Just brought home a v puppy. We also have a four year old v and the two are starting to play and get along well despite the older dog's initial hesitation.
We are in the process of crate training the puppy. She is starting to go in her own crate on her own and enjoy it.
However, when we leave our home, the puppy hates it. We have set up face time when we are gone and she barks, whines, and chews on the crate. We have been gone no more than an hour and a half at a time. Our other dog is totally fine in his crate.
I have also noticed our puppy will at times during the day go into the older dogs crate and lie down. The older dog will sometimes lie in there with the pup.
Does anyone have any thoughts about leaving the pup in the same crate as the older dog? Or should we keep separate crates for them?


----------



## Anida (Jun 10, 2016)

It depends on how much you trust your older dog. We crated Kaylee and Inara together when Kaylee was a pup and we were going to be gone for a bit. Inara prefers to be with another dog though and has very motherly instincts and her corrections aren't ever harsh so we didn't worry. Now we still crate them together a lot of the time with no issues.

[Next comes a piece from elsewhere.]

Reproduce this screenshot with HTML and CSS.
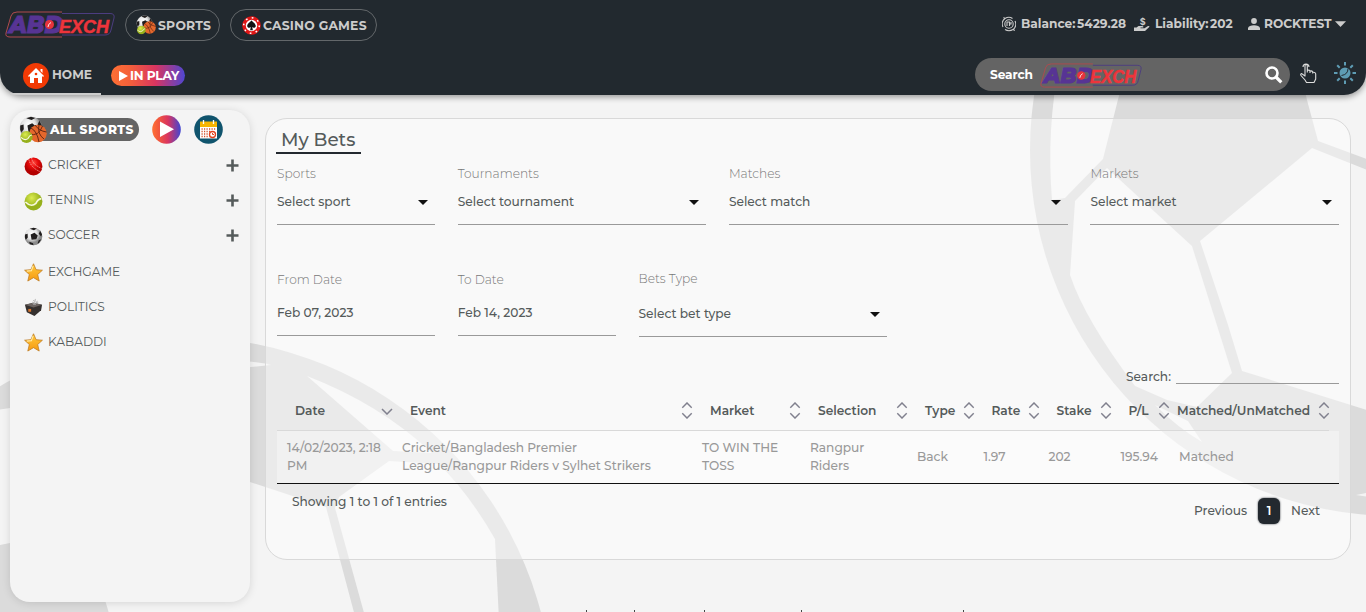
FILE: index.html
```html
<!DOCTYPE html>
<html lang="en">
<head>
<meta charset="utf-8">
<title>My Bets</title>
<link rel="stylesheet" href="styles.css">
</head>
<body>
<svg class="defs" width="0" height="0">
  <defs>
    <linearGradient id="hot"><stop offset="0" stop-color="#ff7034"/><stop offset=".2" stop-color="#f45a3a"/><stop offset=".55" stop-color="#d93560"/><stop offset="1" stop-color="#4146d2"/></linearGradient>
    <radialGradient id="red" cx=".5" cy=".3"><stop offset="0" stop-color="#ff5046"/><stop offset=".5" stop-color="#e80b0b"/><stop offset="1" stop-color="#b30000"/></radialGradient>
    <radialGradient id="lime" cx=".4" cy=".3"><stop offset="0" stop-color="#dcec50"/><stop offset="1" stop-color="#96b01c"/></radialGradient>
    <radialGradient id="grey" cx=".4" cy=".35"><stop offset="0" stop-color="#fff"/><stop offset=".6" stop-color="#e4e4e4"/><stop offset="1" stop-color="#8c8c8c"/></radialGradient>
    <linearGradient id="gold" x2="0" y2="1"><stop offset="0" stop-color="#ffc93c"/><stop offset="1" stop-color="#f79a10"/></linearGradient>
    <symbol id="logo" viewBox="0 0 110 27">
      <path d="M57 1H12Q7 1 6 5L1 22Q0 26 5 26H57" fill="none" stroke="#b04a4e"/>
      <path d="M57 2.500H105Q110 2.500 109 7L106 19Q105 24 100 24H57" fill="none" stroke="#4c3d80"/>
      <text x="4" y="21.500" class="logo-a" textLength="54" lengthAdjust="spacingAndGlyphs">ABD</text>
      <text x="54" y="21.500" class="logo-b" textLength="50" lengthAdjust="spacingAndGlyphs">EXCH</text>
      <circle cx="44.500" cy="13.500" r="4.500" fill="#e8343c"/><path d="M43 16q0-3 3-4.500" stroke="#fff" stroke-width=".9" fill="none"/>
    </symbol>
    <symbol id="soccer" viewBox="0 0 20 20">
      <circle cx="10" cy="10" r="9.300" fill="url(#grey)"/>
      <path d="M7 8l4-2 3.500 3-1.500 4-5 .5zM6 1.800l4-1.100 3.500.9-3 1.800zM1 8l2.800-1L4 11l-2 2.500-1-2zM17 4l2 4-1 2-2.500-3zM5.500 15.500l4 1.500.5 2.200-4-1.200zM15.500 14l2.700-1-2.700 4.200-1.300.2z" fill="#201d1d"/>
    </symbol>
    <symbol id="tennis" viewBox="0 0 20 20"><circle cx="10" cy="10" r="9.400" fill="url(#lime)"/><path d="M1.500 10.500q6 6 11 1.500 2-4.500 5.800-5" stroke="#f7f9df" stroke-width="1.700" fill="none"/></symbol>
    <symbol id="balls" viewBox="0 0 28 28">
      <svg x="0" y="0" width="24" height="24"><use href="#soccer"/></svg>
      <circle cx="19" cy="17.500" r="8.700" fill="#e4672c"/>
      <path d="M12 12q6 3 8 14M16 9q4 6 11.500 7M10.500 18q9 3 13-8M20 9q-2 9 5 14" fill="none" stroke="#5b2311" stroke-width=".9"/>
      <svg x="1" y="14.500" width="13" height="13"><use href="#tennis"/></svg>
    </symbol>
    <symbol id="cricket" viewBox="0 0 20 20"><circle cx="10" cy="10" r="9.400" fill="url(#red)"/><path d="M8 1q1 7 10.500 11M5 2.500Q7 11 17 15.500" fill="none" stroke="#f6a39b" stroke-width="1" stroke-dasharray="1.500 1"/></symbol>
    <symbol id="star" viewBox="0 0 20 20"><path d="M10 .8l2.700 6.200 6.700.6-5 4.500 1.600 6.900L10 15.400 4 19l1.600-6.900-5-4.500 6.700-.6z" fill="url(#gold)" stroke="#bd7a20" stroke-width=".8"/><path d="M9.600 3L7.800 8 3 8.500" fill="none" stroke="#ffe9a6" stroke-width="1.200"/></symbol>
    <symbol id="politics" viewBox="0 0 20 20"><path d="M1 7l9-2 9 2-1 6-7 6-8-4z" fill="#35302e"/><path d="M1 7l9-2 9 2-9 3z" fill="#6b6360"/><path d="M4.500 11.500h3v3h-3z" fill="#d8752d"/><path d="M9 4l1 3M12 1l-1 6M14 3l-2 4M9.500 2.500l2 1M13 4.500l2 0" stroke="#b5b5b5" stroke-width="1"/></symbol>
    <symbol id="sort" viewBox="0 0 12 18"><path d="M1 6l5-5 5 5M1 12l5 5 5-5" fill="none" stroke="#80808e" stroke-width="1.500"/></symbol>
    <symbol id="plus" viewBox="0 0 13 13"><path d="M6.500 0.500v12M.5 6.500h12" stroke="#555b5b" stroke-width="2.600"/></symbol>
  </defs>
</svg>

<svg class="backdrop" viewBox="0 0 1366 612">
  <circle cx="1396" cy="150" r="366" class="ball"/>
  <circle cx="184" cy="706" r="369" class="ball"/>
  <g class="patch">
    <path d="M1060 60Q1046 130 1052 200L1065 198 1103 159 1128 60z"/>
    <path d="M1075 201L1107 168 1192 246 1232 373 1197 407 1167 400 1135 386Q1085 320 1070 275z"/>
    <path d="M1200 241L1312 148 1380 175V414L1242 371 1228 325z"/>
    <path d="M1298 60L1307 100 1318 141 1380 164V60z"/>
    <path d="M1155 405L1188 421 1202 442Q1178 428 1155 405zM1356 495l20-4v7z"/>
    <path d="M225 360Q255 361 271 365L230 369z"/>
    <path d="M307 376Q380 404 432 453L393 451z"/>
    <path d="M389 461L439 464Q470 495 495 539L499 620H366L335 508 339 497z"/>
    <path d="M120 440L250 482 326 507 356 620H111L96 570 20 541 -10 547V411L30 405z"/>
  </g>
</svg>

<header class="topbar">
  <div class="row row-brand">
    <svg class="logo"><use href="#logo"/></svg>
    <a class="pill pill-sports"><svg width="20" height="20"><use href="#balls"/></svg><span>SPORTS</span></a>
    <a class="pill pill-casino"><svg width="19" height="19" viewBox="0 0 20 20"><circle cx="10" cy="10" r="9.800" fill="#e01616"/><circle cx="10" cy="10" r="8.200" fill="none" stroke="#fff" stroke-width="1.600" stroke-dasharray="1.800 4.640"/><circle cx="10" cy="10" r="6" fill="#fff"/><path d="M10 4.500c1 2 4.500 3.300 4.500 6 0 2-2.500 2.500-3.800 1.200L11.500 15h-3l.8-3.300C8 13 5.500 12.500 5.500 10.500c0-2.700 3.500-4 4.500-6z" fill="#111"/></svg><span>CASINO GAMES</span></a>
    <div class="account">
      <svg width="14" height="16" viewBox="0 0 14 16" fill="none" stroke="#ccc" stroke-width="1.100"><circle cx="7" cy="8" r="4.200"/><path d="M1 11A6.500 6.500 0 0 1 3 2.500L1.500 1.500M3 2.500q4-2.500 7.500 0M13 5a6.500 6.500 0 0 1-2 8.500l1.800 1M11 13.500q-4 2.500-8 0M5 10V6h2.500v4M7 8h2V6"/></svg>
      <span class="t-bal">Balance:</span><span class="t-balv">5429.28</span>
      <svg class="ico-hand" width="16" height="15" viewBox="0 0 16 15"><path d="M0 10.500h2.500L4.500 9h3.800q1.500.1 1 1.500H6.500v.7h4L14 9q1.500-.3 1.500.8L11 13.900H0z" fill="#ccc"/><text x="5.700" y="7.500" class="dollar">$</text></svg>
      <span class="t-lia">Liability:</span><span class="t-liav">202</span>
      <svg class="ico-user" width="12" height="12" viewBox="0 0 12 12" fill="#ccc"><circle cx="6" cy="3" r="2.900"/><path d="M0 12V10Q1 7.300 6 7.300T12 10v2z"/></svg>
      <span class="t-user">ROCKTEST</span>
      <svg class="ico-caret" width="11" height="6" viewBox="0 0 11 6"><path d="M0 .3h11L5.500 6z" fill="#ccc"/></svg>
    </div>
  </div>
  <div class="row row-nav">
    <a class="home"><svg width="26" height="26" viewBox="0 0 26 26"><circle cx="13" cy="13" r="13" fill="#f23a05"/><path d="M5 13l8-8 8 8-1 1-1-1v7h-4v-5h-4v5H7v-7l-1 1zM17.500 6h2v4l-2-2z" fill="#fff"/><circle cx="13" cy="11" r="1.300" fill="#f23a05"/></svg><span>HOME</span></a>
    <a class="inplay"><svg width="9" height="10" viewBox="0 0 9 10"><path d="M0 0l9 5-9 5z" fill="#fff"/></svg><span>IN PLAY</span></a>
    <div class="searchbox"><span>Search</span><svg class="logo-sm"><use href="#logo"/></svg><svg class="lens" width="18" height="18" viewBox="0 0 18 18" fill="none" stroke="#fff"><circle cx="7" cy="7" r="5.500" stroke-width="2.600"/><path d="M11 11l5.300 5.300" stroke-width="3.200"/></svg></div>
    <svg class="ico-tap" width="17" height="22" viewBox="0 0 17 22" fill="none" stroke="#ddd" stroke-width="1.100"><path d="M5 14.500V3.500q1-2 2.300 0V10.500M7.300 8.500q2-1 2.700.5V11M10 9q2-.5 2.700 1V11.500M12.700 10.300q2.500-.5 3 1.500V17L14 20.500H6.500L5 18 1 13.500q-.8-1.500.6-2L5 14M3 5a3 3 0 1 1 6 0"/></svg>
    <svg class="ico-sun" width="22" height="22" viewBox="0 0 22 22"><circle cx="11" cy="11" r="5.500" fill="#5e9cb4"/><path d="M14 6.500q0 6-6.500 7" stroke="#23292f" fill="none"/><path d="M11 0v3.500M11 18.500V22M0 11h3.500M18.500 11H22M3.200 3.200l2.500 2.500M16.300 16.300l2.500 2.500M3.200 18.800l2.500-2.500M16.300 5.700l2.500-2.500" stroke="#5e9cb4" stroke-width="2"/></svg>
  </div>
</header>

<div class="page">
  <aside class="sidebar">
    <div class="side-head">
      <svg class="all-ico" width="28" height="28"><use href="#balls"/></svg>
      <span class="all-pill"><span>ALL SPORTS</span></span>
      <svg class="round-play" width="29" height="29" viewBox="0 0 29 29"><circle cx="14.500" cy="14.500" r="14.300" fill="url(#hot)"/><path d="M8 6.500v15.500l14-7.700z" fill="#fff"/></svg>
      <svg width="29" height="29" viewBox="0 0 29 29"><circle cx="14.500" cy="14.500" r="14.300" fill="#10546d"/><path d="M6 7h17v16.500H6z" fill="#fff"/><path d="M6 6.500h17v5.500H6z" fill="#f7b500"/><path d="M9.500 5v4M19.500 5v4" stroke="#fff" stroke-width="1.300"/><path d="M7.500 14h14M7.500 16.500h9M7.500 19h8M7.500 21.500h8" stroke="#d2522c" stroke-width="1.300" stroke-dasharray="1.200 1.300"/><circle cx="18.500" cy="19.500" r="3" fill="#fff" stroke="#e2401c" stroke-width="1.300"/><path d="M18.500 18v1.500H20" fill="none" stroke="#e2401c"/></svg>
    </div>
    <a class="side-item"><svg class="si"><use href="#cricket"/></svg><span>CRICKET</span><svg class="plus"><use href="#plus"/></svg></a>
    <a class="side-item"><svg class="si"><use href="#tennis"/></svg><span>TENNIS</span><svg class="plus"><use href="#plus"/></svg></a>
    <a class="side-item side-last"><svg class="si"><use href="#soccer"/></svg><span>SOCCER</span><svg class="plus"><use href="#plus"/></svg></a>
    <a class="side-item up"><svg class="si"><use href="#star"/></svg><span>EXCHGAME</span></a>
    <a class="side-item up"><svg class="si"><use href="#politics"/></svg><span>POLITICS</span></a>
    <a class="side-item up"><svg class="si"><use href="#star"/></svg><span>KABADDI</span></a>
  </aside>

  <main class="panel">
    <h1 class="title">My Bets</h1>
    <div class="filters">
      <div class="field w2"><label>Sports</label><div class="value"><span>Select sport</span><i class="caret"></i></div></div>
      <div class="field w3"><label>Tournaments</label><div class="value"><span>Select tournament</span><i class="caret"></i></div></div>
      <div class="field w4"><label>Matches</label><div class="value"><span>Select match</span><i class="caret"></i></div></div>
      <div class="field w3"><label>Markets</label><div class="value"><span>Select market</span><i class="caret"></i></div></div>
    </div>
    <div class="filters second">
      <div class="field date w2"><label>From Date</label><div class="value"><span>Feb 07, 2023</span></div></div>
      <div class="field date w2"><label>To Date</label><div class="value"><span>Feb 14, 2023</span></div></div>
      <div class="field w3"><label>Bets Type</label><div class="value"><span>Select bet type</span><i class="caret"></i></div></div>
    </div>
    <div class="table-search"><span>Search:</span><i></i></div>
    <div class="grid head">
      <div><span>Date</span><svg class="sort-one" viewBox="0 0 12 7"><path d="M1 1l5 5 5-5" fill="none" stroke="#80808e" stroke-width="1.500"/></svg></div>
      <div><span>Event</span><svg class="sort"><use href="#sort"/></svg></div>
      <div><span>Market</span><svg class="sort"><use href="#sort"/></svg></div>
      <div><span>Selection</span><svg class="sort"><use href="#sort"/></svg></div>
      <div><span>Type</span><svg class="sort"><use href="#sort"/></svg></div>
      <div><span>Rate</span><svg class="sort"><use href="#sort"/></svg></div>
      <div><span>Stake</span><svg class="sort"><use href="#sort"/></svg></div>
      <div><span>P/L</span><svg class="sort"><use href="#sort"/></svg></div>
      <div class="h-match"><span>Matched/UnMatched</span><svg class="sort"><use href="#sort"/></svg></div>
    </div>
    <div class="grid bet">
      <div>14/02/2023, 2:18<br>PM</div>
      <div>Cricket/Bangladesh Premier<br>League/Rangpur Riders v Sylhet Strikers</div>
      <div>TO WIN THE<br>TOSS</div>
      <div>Rangpur<br>Riders</div>
      <div>Back</div><div>1.97</div><div>202</div><div>195.94</div><div>Matched</div>
    </div>
    <div class="foot">
      <span class="info">Showing 1 to 1 of 1 entries</span>
      <div class="pager"><span class="prev">Previous</span><b>1</b><span class="next">Next</span></div>
    </div>
  </main>
</div>
<footer class="links"><i class="k1"></i><i class="k2"></i><i class="k3"></i><i class="k4"></i><i class="k5"></i></footer>
</body>
</html>
```
FILE: styles.css
```css
* { box-sizing: border-box; }
body { margin: 0; width: 1366px; height: 612px; overflow: hidden; background: #f4f4f4; font: 500 12.2px/18px Montserrat, Inter, sans-serif; color: #555b5b; position: relative; white-space: nowrap; }
svg { flex: none; display: block; }
.defs { position: absolute; }
.backdrop { position: absolute; left: 0; top: 0; width: 1366px; height: 612px; z-index: -1; }
.ball { fill: #dbdbdb; }
.patch { fill: #f4f4f4; }

.topbar { height: 95px; background: #22292f; border-radius: 0 0 22px 22px; box-shadow: 0 2px 6px rgba(0,0,0,.4); color: #ccc; font-weight: 700; }
.row { display: flex; align-items: center; }
.row-brand { height: 50px; padding: 0 20px 1px 5px; }
.logo { width: 110px; height: 27px; margin-right: 10px; }
.logo-a { font: italic 800 23.500px Montserrat, "DejaVu Sans", sans-serif; fill: #573494; stroke: #573494; stroke-width: 1; }
.logo-b { font: italic 700 19px "Liberation Sans", sans-serif; fill: #ee343b; stroke: #ee343b; stroke-width: .5; }
.pill { display: flex; align-items: center; height: 32px; border: 1px solid #63676a; border-radius: 16px; margin-top: 1px; }
.pill span { margin-top: 1px; font-size: 12.4px; letter-spacing: .2px; }
.pill-sports { width: 95px; padding-left: 10px; gap: 2px; margin-right: 10px; }
.pill-casino { width: 147px; padding-left: 11px; gap: 2px; }
.account { margin-left: auto; display: flex; align-items: center; height: 48px; align-self: flex-start; }
.t-bal { width: 53px; margin-left: 5px; }
.t-balv { width: 48px; margin-left: 3px; }
.ico-hand { margin-left: 9px; }
.dollar { font: 700 9px Inter, sans-serif; fill: #ccc; }
.t-lia { width: 52px; margin-left: 5px; }
.t-liav { width: 23px; margin-left: 3px; }
.ico-user { margin-left: 15px; }
.t-user { width: 67px; margin-left: 4px; }
.ico-caret { margin-left: 4px; }
.row-nav { height: 45px; align-items: flex-start; padding-left: 10px; }
.home { display: flex; align-items: flex-start; gap: 3px; width: 91px; height: 45px; padding: 13px 0 0 13px; border-bottom: 2px solid #ccc; }
.home span { line-height: 23px; }
.inplay { display: flex; align-items: center; gap: 2px; width: 74px; height: 21px; margin: 15px 0 0 10px; padding-left: 8px; border-radius: 11px; color: #fff; background: linear-gradient(90deg, #ff7034, #f4603a 25%, #d93560 60%, #4f46d2); }
.inplay span { letter-spacing: -.2px; }
.searchbox { display: flex; align-items: center; width: 315px; height: 33px; margin: 8px 0 0 auto; padding-left: 15px; border-radius: 17px; background: #646464; color: #fff; }
.searchbox > span { width: 50px; letter-spacing: -.1px; }
.logo-sm { width: 102px; height: 25px; margin-top: 2px; }
.lens { margin-left: auto; margin-right: 7px; }
.ico-tap { margin: 12px 0 0 10px; }
.ico-sun { margin: 12px 10px 0 17px; }

.page { display: flex; align-items: flex-start; }
.sidebar { width: 240px; height: 492px; margin: 15px 15px 0 10px; background: #f4f4f4; border-radius: 20px; box-shadow: 0 1px 8px rgba(0,0,0,.13); }
.side-head { display: flex; align-items: center; height: 38px; padding: 1px 0 0 9px; }
.all-ico { position: relative; z-index: 1; }
.all-pill { width: 105px; height: 23px; margin-left: -13px; padding-left: 16px; background: #646464; border-radius: 0 12px 12px 0; color: #fff; font-weight: 800; line-height: 23px; }
.all-pill span { letter-spacing: .4px; }
.round-play { margin: 0 13px 0 13px; }
.side-item { display: flex; align-items: center; height: 35px; padding-left: 14px; font-weight: 400; }
.side-item span { margin-left: 5px; margin-bottom: 2px; }
.side-last { margin-bottom: 2px; }
.si { width: 19px; height: 19px; margin-top: 2px; }
.up .si { margin-top: 0; }
.plus { width: 13px; height: 13px; margin-left: auto; margin-right: 11px; }

.panel { width: 1086px; height: 442px; margin-top: 23px; border: 1px solid #d9d9d9; border-radius: 22px; background: rgba(255,255,255,.42); padding: 10px 11px 0; }
.title { margin: 0 0 0 -1px; width: 85px; height: 25px; padding-left: 5px; border-bottom: 2px solid #23292f; font-size: 18.300px; line-height: 22px; font-weight: 500; }
.filters { display: grid; grid-template-columns: repeat(12, minmax(0, 1fr)); column-gap: 22.600px; margin-top: 11px; }
.w2 { grid-column: span 2; } .w3 { grid-column: span 3; } .w4 { grid-column: span 4; }
.field { height: 60px; border-bottom: 1px solid #9a9a9a; }
.field label { display: block; height: 18px; font-weight: 300; color: #777; }
.value { display: flex; justify-content: space-between; align-items: center; padding: 0 7px 0 0; margin-top: 10px; }
.caret { border: 5px solid transparent; border-top-color: #111; border-bottom: 0; }
.second { margin-top: 44px; }
.second .field { height: 68px; padding-top: 1px; }
.second .value { margin-top: 17px; }
.second .date { height: 67px; padding-top: 2px; }
.second .date .value { margin-top: 15px; }
.table-search { display: flex; justify-content: flex-end; height: 17px; margin-top: 30px; }
.table-search span { width: 50px; line-height: 20px; }
.table-search i { width: 163px; border-bottom: 1px solid #9a9a9a; }
.grid { display: grid; grid-template-columns: 115px 300px 108px 107px 66.500px 65px 72px 58.500px 170px; width: 1062px; }
.head { height: 47px; font-weight: 600; }
.head > div { display: flex; align-items: center; justify-content: space-between; padding: 7px 0 0 18px; border-bottom: 1px solid #d9d9d9; }
.head .h-match { padding-left: 8px; margin-right: 10px; }
.head svg { width: 12px; height: 17px; margin-right: -1px; }
.head .sort-one { height: 7px; margin-top: 2px; }
.bet { height: 53px; background: rgba(255,255,255,.35); border-bottom: 1px solid #111; color: #999; align-items: center; }
.bet > div { padding-left: 10px; }
.foot { display: flex; justify-content: space-between; padding: 9px 19px 0 15px; }
.pager { display: flex; align-items: center; margin-top: 4px; height: 28px; }
.pager b { width: 22px; height: 26px; margin: 0 11px; border-radius: 6px; background: #23292f; color: #fff; line-height: 26px; text-align: center; font-weight: 600; box-shadow: 0 0 2px #23292f; }
.prev { width: 53px; } .next { width: 29px; }
.links { display: flex; height: 2px; margin-top: 8px; }
.links i { border-right: 1px solid #444; }
.k1 { width: 587px; } .k2 { width: 48px; } .k3 { width: 70px; } .k4 { width: 97px; } .k5 { width: 162px; }
```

I'd also take into consideration what your end goals are. Do you want to crate them together forever? etc.


----------



## Canadian Expy (Feb 27, 2013)

We recently added a second pup, and our older male is also 4 years old. The pup quickly bonded with our older dog, and would happily be with him any opportunity she got. I however, have been very conscious of not having her reliant on him. She gets individual training time, walks, daycare time, etc. She also has her own crate and now goes in it willingly, but like almost all V pups there was protesting on her part. You need to consider that the pup won't always be able to be with your older dog, so you don't want them to be reliant on being crated only with the older dog. We recently had to take the older dog in for a medical procedure and the pup had to be left crated at home. In such cases, I could see you potentially running into some trouble. Just my thoughts


----------



## LenBob421 (Aug 4, 2017)

Canadian Expy said:


> We recently added a second pup, and our older male is also 4 years old. The pup quickly bonded with our older dog, and would happily be with him any opportunity she got. I however, have been very conscious of not having her reliant on him. She gets individual training time, walks, daycare time, etc. She also has her own crate and now goes in it willingly, but like almost all V pups there was protesting on her part. You need to consider that the pup won't always be able to be with your older dog, so you don't want them to be reliant on being crated only with the older dog. We recently had to take the older dog in for a medical procedure and the pup had to be left crated at home. In such cases, I could see you potentially running into some trouble. Just my thoughts


Good point I hadn't thought of. I think we will keep them separate for now and hope the pup learns to love her crate. Thanks!


----------